R M S E = \sqrt{\frac{1}{n} \sum_{i = 1}^{n} {(y_{i} - {\hat{y}}_{i})}^{2}}

(5)

3. Results and Discussion

3.1. Variability in SW D10, D50, D90, and SW Counts Across Crystallization Training Runs

The variations in ID-CLD metrics (SW D10, D50, D90, and SW counts) observed during the training runs are influenced by key input variables: seed loadings and cooling profiles. These differences highlight the complexity of the crystallization process and the need for a robust model to predict results and optimize operating conditions.

Figure 6a–c shows the evolution of the SW D10, D50, and D90 values derived from ID-CLD. Of these values, SW D50 is analyzed in detail as it shows the largest changes. The results show that in experiments with the same seed loading (training run 3–run 11 and run 8–run 10), a slower cooling rate promotes crystal growth by allowing existing crystals to grow instead of initiating nucleation.

Figure 6d shows the evolution of the SW counts, corresponding to the nucleation events. The highest nucleation rate is observed in training run 5, which is characterized by the fastest cooling rate and a high seed loading (3.5%).

The SW counts exhibit clear dependence on the seed loading:

Training runs 3 and 11 (0.5% seed loading) show the lowest SW counts, which is due to the limited nucleation sites.
Training runs 8 and 10 (2% seed loading) show intermediate SW counts, which is due to an increase in nucleation events.
Training run 5 (3.5% seed loading) achieves the highest SW counts, which is due to the fact that a larger seed load provides more nucleation sites and a high degree of supersaturation throughout the process due to the rapid cooling profile.

The results also illustrate the role of cooling rates. For example, the altered cooling profile in training run 10 leads to increased nucleation, which is reflected in higher SW counts and a decrease in SW-D50 values. These results are consistent with crystallization theory, which states that higher supersaturation promotes nucleation, while lower supersaturation facilitates crystal growth.
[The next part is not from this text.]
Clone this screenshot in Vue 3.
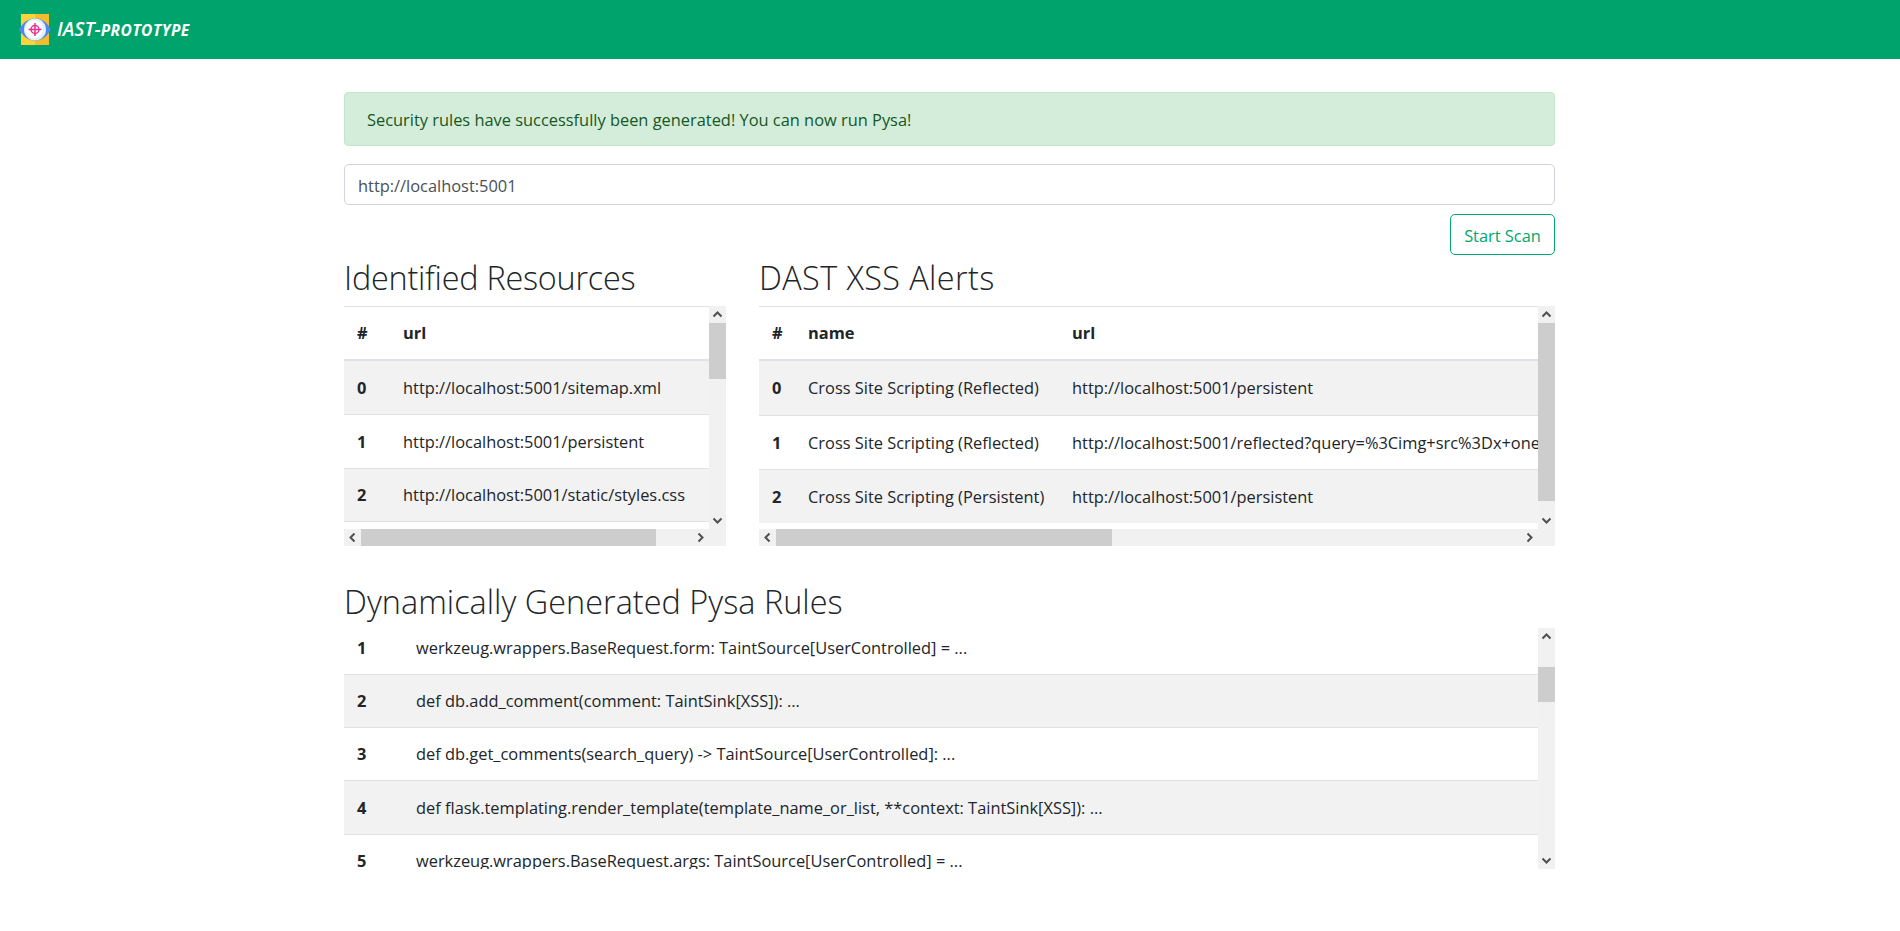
<template>
  <div class="app-root">
    <nav class="navbar">
      <svg class="logo" viewBox="0 0 34 33" width="34" height="33">
        <rect x="3" y="1" width="28" height="31" fill="#fbd437" />
        <rect x="17" y="1" width="14" height="31" fill="#f2bc2c" />
        <path d="M1 16.500C6 8 11 5.500 17 5.500S28 8 33 16.500C28 25 23 27.500 17 27.500S6 25 1 16.500Z" fill="#4f86f0" />
        <circle cx="17" cy="16.500" r="11" fill="#dff1fb" />
        <circle cx="16" cy="16.500" r="9" fill="#fff" />
        <circle cx="17" cy="16.500" r="4" fill="none" stroke="#e8308c" stroke-width="1.500" />
        <path d="M17 10v13M10.500 16.500h13" stroke="#e8308c" stroke-width="1.500" />
      </svg>
      <span class="brand">IAST-<span class="brand-small">prototype</span></span>
    </nav>

    <main class="page">
      <div class="alert">Security rules have successfully been generated! You can now run Pysa!</div>
      <input class="url-input" type="text" value="http://localhost:5001" />
      <div class="actions">
        <button class="btn-scan">Start Scan</button>
      </div>

      <div class="columns">
        <section>
          <h3 class="title title-resources">Identified Resources</h3>
          <div class="frame with-hbar">
            <div class="viewport">
              <table class="grid resources">
                <thead>
                  <tr><th class="num">#</th><th>url</th></tr>
                </thead>
                <tbody>
                  <tr v-for="(url, i) in resources" :key="i">
                    <th class="num">{{ i }}</th>
                    <td>{{ url }}</td>
                  </tr>
                </tbody>
              </table>
            </div>
            <div class="vbar">
              <svg class="arrow" viewBox="0 0 17 17"><path d="M4.500 10.500 8.500 6.500 12.500 10.500" /></svg>
              <div class="track"><div class="thumb" :style="{ height: thumbs.resourcesV + 'px' }"></div></div>
              <svg class="arrow" viewBox="0 0 17 17"><path d="M4.500 6.500 8.500 10.500 12.500 6.500" /></svg>
            </div>
            <div class="hbar">
              <svg class="arrow" viewBox="0 0 17 17"><path d="M10.500 4.500 6.500 8.500 10.500 12.500" /></svg>
              <div class="track"><div class="thumb" :style="{ width: thumbs.resourcesH + 'px' }"></div></div>
              <svg class="arrow" viewBox="0 0 17 17"><path d="M6.500 4.500 10.500 8.500 6.500 12.500" /></svg>
            </div>
            <div class="corner"></div>
          </div>
        </section>

        <section>
          <h3 class="title title-alerts">DAST XSS Alerts</h3>
          <div class="frame with-hbar">
            <div class="viewport">
              <table class="grid alerts">
                <thead>
                  <tr><th class="num">#</th><th class="name">name</th><th>url</th></tr>
                </thead>
                <tbody>
                  <tr v-for="(a, i) in xssAlerts" :key="i">
                    <th class="num">{{ i }}</th>
                    <td class="name">{{ a.name }}</td>
                    <td>{{ a.url }}</td>
                  </tr>
                </tbody>
              </table>
            </div>
            <div class="vbar">
              <svg class="arrow" viewBox="0 0 17 17"><path d="M4.500 10.500 8.500 6.500 12.500 10.500" /></svg>
              <div class="track"><div class="thumb" :style="{ height: thumbs.alertsV + 'px' }"></div></div>
              <svg class="arrow" viewBox="0 0 17 17"><path d="M4.500 6.500 8.500 10.500 12.500 6.500" /></svg>
            </div>
            <div class="hbar">
              <svg class="arrow" viewBox="0 0 17 17"><path d="M10.500 4.500 6.500 8.500 10.500 12.500" /></svg>
              <div class="track"><div class="thumb" :style="{ width: thumbs.alertsH + 'px' }"></div></div>
              <svg class="arrow" viewBox="0 0 17 17"><path d="M6.500 4.500 10.500 8.500 6.500 12.500" /></svg>
            </div>
            <div class="corner"></div>
          </div>
        </section>
      </div>

      <h3 class="title rules-title">Dynamically Generated Pysa Rules</h3>
      <div class="frame rules-frame">
        <div ref="rulesBox" class="viewport">
          <table class="grid rules">
            <thead>
              <tr><th class="num">#</th><th>rule</th></tr>
            </thead>
            <tbody>
              <tr v-for="(rule, i) in rules" :key="i">
                <th class="num">{{ i }}</th>
                <td>{{ rule }}</td>
              </tr>
            </tbody>
          </table>
        </div>
        <div class="vbar">
          <svg class="arrow" viewBox="0 0 17 17"><path d="M4.500 10.500 8.500 6.500 12.500 10.500" /></svg>
          <div class="track">
            <div class="thumb" :style="{ height: thumbs.rulesV + 'px', marginTop: thumbs.rulesTop + 'px' }"></div>
          </div>
          <svg class="arrow" viewBox="0 0 17 17"><path d="M4.500 6.500 8.500 10.500 12.500 6.500" /></svg>
        </div>
      </div>
    </main>
  </div>
</template>

<script setup>
import { ref, onMounted } from 'vue'

const base = 'http://localhost:5001'
const resources = [
  '/sitemap.xml', '/persistent', '/static/styles.css', '/', '/reflected', '/robots.txt',
  '/static', '/reflected?query=test', '/dom', '/comments', '/search', '/login',
  '/logout', '/static/app.js', '/favicon.ico', '/about',
].map(p => base + p)

const xssAlerts = [
  { name: 'Cross Site Scripting (Reflected)', url: base + '/persistent' },
  { name: 'Cross Site Scripting (Reflected)', url: base + '/reflected?query=%3Cimg+src%3Dx+onerror%3Dalert%281%29%3E' },
  { name: 'Cross Site Scripting (Persistent)', url: base + '/persistent' },
]

const visibleRules = [
  'def flask.request.get_data() -> TaintSource[UserControlled]: ...',
  'werkzeug.wrappers.BaseRequest.form: TaintSource[UserControlled] = ...',
  'def db.add_comment(comment: TaintSink[XSS]): ...',
  'def db.get_comments(search_query) -> TaintSource[UserControlled]: ...',
  'def flask.templating.render_template(template_name_or_list, **context: TaintSink[XSS]): ...',
  'werkzeug.wrappers.BaseRequest.args: TaintSource[UserControlled] = ...',
]
const rules = [...visibleRules]
while (rules.length < 24) rules.push(visibleRules[rules.length % visibleRules.length])

// sizes of the scrollbar handles, headless chrome draws no real ones
const thumbs = {
  resourcesV: 56,
  resourcesH: 295,
  alertsV: 178,
  alertsH: 336,
  rulesV: 35,
  rulesTop: 22,
}

const rulesBox = ref(null)

onMounted(() => {
  rulesBox.value.scrollTop = 151
})
</script>

<style>
html, body {
  margin: 0;
  background: #fff;
  overflow: hidden;
}
</style>

<style scoped>
.app-root {
  font-family: "Open Sans", "Liberation Sans", sans-serif;
  font-size: 16.400px;
  line-height: 26.600px;
  color: #212529;
}
.navbar {
  display: flex;
  align-items: center;
  height: 59px;
  padding-left: 18px;
  background: #00a36c;
}
.brand {
  margin-left: 5px;
  color: #fff;
  font-size: 19.500px;
  font-style: italic;
  font-weight: 600;
}
.brand-small {
  font-size: 15.500px;
  font-weight: 700;
  letter-spacing: 0.500px;
  text-transform: uppercase;
}
.page {
  padding: 33px 345px 0 344px;
}
.alert {
  box-sizing: border-box;
  height: 54px;
  padding: 0 22px;
  line-height: 54px;
  color: #155724;
  background: #d4edda;
  border: 1px solid #c3e6cb;
  border-radius: 4px;
}
.url-input {
  display: block;
  box-sizing: border-box;
  width: 100%;
  height: 41px;
  margin-top: 18px;
  padding: 2px 13px 0;
  font: inherit;
  color: #495057;
  background: #fff;
  border: 1px solid #ced4da;
  border-radius: 5px;
  outline: none;
}
.actions {
  display: flex;
  justify-content: flex-end;
  margin-top: 9px;
}
.btn-scan {
  box-sizing: border-box;
  width: 105px;
  height: 41px;
  padding: 3px 0 0;
  font: inherit;
  color: #00a86b;
  background: #fff;
  border: 1px solid #00a86b;
  border-radius: 5px;
}
.columns {
  display: grid;
  grid-template-columns: 382px 796px;
  column-gap: 33px;
}
.title {
  height: 51px;
  margin: 0;
  font-size: 32.400px;
  font-weight: 300;
  line-height: 45px;
}
.title-resources {
  letter-spacing: -0.240px;
}
.title-alerts {
  letter-spacing: 0.400px;
}
.rules-title {
  height: 52px;
  margin-top: 30px;
  line-height: 51px;
  letter-spacing: 0.030px;
}
.frame {
  display: grid;
  grid-template-columns: minmax(0, 1fr) 17px;
  height: 241px;
}
.with-hbar {
  grid-template-rows: 223px 17px;
  height: 240px;
}
.viewport {
  overflow: hidden;
}
.vbar,
.hbar {
  display: flex;
  background: #f1f1f1;
}
.vbar {
  flex-direction: column;
}
.track {
  flex: 1;
  min-width: 0;
  min-height: 0;
}
.vbar .thumb {
  width: 17px;
}
.hbar .thumb {
  height: 17px;
}
.thumb {
  background: #cdcdcd;
}
.arrow {
  flex: none;
  width: 17px;
  height: 17px;
}
.arrow path {
  fill: none;
  stroke: #505050;
  stroke-width: 2;
}
.corner {
  background: #f1f1f1;
}
.grid {
  table-layout: fixed;
  border-collapse: separate;
  border-spacing: 0;
  white-space: nowrap;
}
.grid th,
.grid td {
  box-sizing: border-box;
  padding: 1px 13px 0;
  text-align: left;
  border-top: 1px solid #dee2e6;
}
.grid thead th {
  height: 55px;
  border-bottom: 2px solid #dee2e6;
}
.grid tbody th,
.grid tbody td {
  height: 53.330px;
}
.grid tbody tr:first-child th,
.grid tbody tr:first-child td {
  border-top: 0;
}
.grid tbody tr:nth-child(odd) {
  background: #f2f2f2;
}
.resources {
  width: 410px;
}
.resources .num {
  width: 46px;
}
.alerts {
  width: 1727px;
}
.alerts tbody th,
.alerts tbody td {
  height: 54px;
}
.alerts .num {
  width: 36px;
}
.alerts .name {
  width: 264px;
}
.rules {
  width: 1194px;
}
.rules thead th {
  height: 90px;
}
.rules .num {
  width: 59px;
}
</style>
The dependence of nucleation and growth on the seed loading and the cooling rate underlines the complexity of the crystallization process. This complexity makes it difficult to optimize the operating conditions through experimentation alone, underlining the need for a predictive model. Such a model would enable precise control of particle size distribution, improve process efficiency, and shorten development time.

3.2. Evaluation of LSTM Hyperparameters for Feature-Engineered and Non-Feature-Engineered Models

The grid search optimization process was developed to identify the optimal configurations for both feature and featureless LSTM models. This systematic approach examined a wide range of hyperparameters, including the number of hidden units (32, 64, 96), layers (2, 3), and lag times (24, 48, 60). The performance of each configuration was evaluated using Avg Val Loss, measured as MSE over all scaled output variables. The results of the grid search are summarized in Figure 7.

Feature-engineered models consistently showed lower Avg Val Loss compared to non-feature-engineered models for most configurations, emphasizing the benefits of including dynamic process descriptors. The best-performing feature-engineered configuration achieved an Avg Val Loss of 2.68 × 10⁻³ with 64 hidden units, 3 layers and 60 lag steps. This result highlights the ability of feature engineering to capture complex temporal relationships in the crystallization process. Interestingly, the optimal configuration for the models without feature-engineered models had 96 hidden units, 2 layers and 48 lag steps and achieved an Avg Val Loss of 2.57 × 10⁻³. While this configuration performed better than the feature-engineered counterpart in this particular case, the general trend suggests that feature engineering provides more robust performance over a wider range of hyperparameters.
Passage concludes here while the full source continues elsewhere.